Judas bajó la cabeza y, al cabo de un momento, preguntó:

– Si tú debieras traicionar a tu maestro, ¿lo harías?

Jesús permaneció largo tiempo pensativo. AI fin dijo:

– No, me temo que no. No podría hacerlo. Por eso, Dios me confió la misión más fácil: la de dejarme crucificar.

Jesús lo había cogido del brazo y le hablaba dulcemente, como para seducirlo.

– No me dejes solo, ayúdame. ¿Hablaste con el sumo sacerdote Caifas? ¿Están ya listos y armados los servidores del Templo que deben capturarme? ¿Está todo dispuesto según lo convinimos, hermano Judas? Festejemos, pues, la Pascua todos juntos esta noche y, cuando llegue el momento indicado, te haré una señal para que te levantes y vayas a buscarlos. Seguirán tres días funestos, pero pasarán como un relámpago. ¡Y todos nos regocijaremos y bailaremos el tercer día, el día de la Resurrección!

– ¿Y lo sabrán los otros? -preguntó preocupado Judas, señalando con el pulgar a los discípulos, que estaban de espaldas.

– Les hablaré esta noche, para que no opongan resistencia a los soldados y a los levitas que vayan a apresarme.

Judas contrajo la boca con desprecio.

– ¿Que ellos van a oponer resistencia? -dijo-. ¿Dónde los elegiste, maestro? Uno es más miedoso que el otro.

Jesús inclinó la cabeza y no respondió.

La luna ascendía en el cielo y se derramaba sobre la tierra, lamía las piedras, los árboles y los hombres. Las sombras se proyectaban negras y azules sobre la tierra. Los discípulos hablaban y discutían. Unos se relamían al pensar en las copiosas comidas y otros, inquietos, citaban las palabras ambiguas del maestro. Por su parte, Tomás pensaba en el anciano rabino:

– Otro que nos abandona -dijo-. ¡Pronto llegará nuestro turno!

– ¿Qué? ¿Moriremos también nosotros? -dijo Natanael, despavorido-. ¿Acaso no dijimos que nos encaminábamos a la inmortalidad?

– Sí, pero antes debemos pasar por la muerte, según parece -le explicó Tomás.

Natanael meneó la cabezota y murmuró:

– Tomamos un mal camino para ir a la inmortalidad.
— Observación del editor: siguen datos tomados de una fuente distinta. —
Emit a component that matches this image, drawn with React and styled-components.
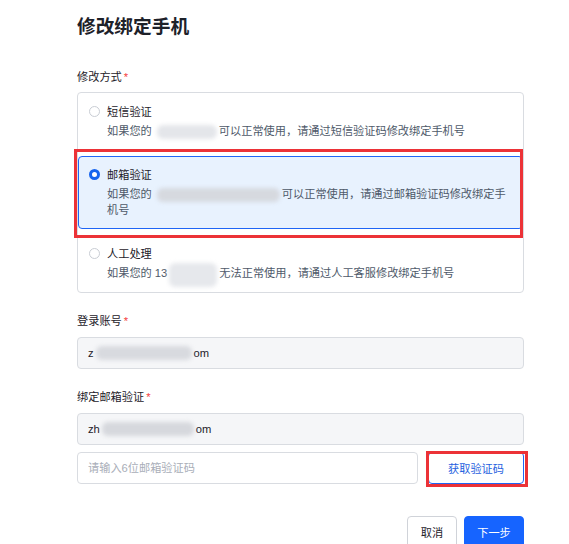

Tendremos problemas allá abajo, entre los muertos… ¡Acordaos de lo que os digo!

Jerusalén se erguía ahora ante ellos recortada contra el cielo, inundada de luna, completamente blanca y transparente como un fantasma.

Parecía que las casas se hubieran desprendido de la tierra y flotaran a la luz de la luna. Oíase, cada vez con mayor claridad, el doble rumor de los hombres que salmodiaban y el de las bestias que eran degolladas.

Pedro y Juan los esperaban ante la puerta oriental. Sus rostros resplandecían a la luz de la luna. Les salieron gozosos al encuentro.

– Todo ocurrió como tú habías previsto, maestro. Las mesas están preparadas. ¡Entra, vamos a comer!

– En cuanto al dueño de casa -dijo Juan, riendo-, desapareció después de haberlo preparado todo.

Jesús sonrió y dijo:

– El que el huésped desaparezca es una muestra de suprema hospitalidad.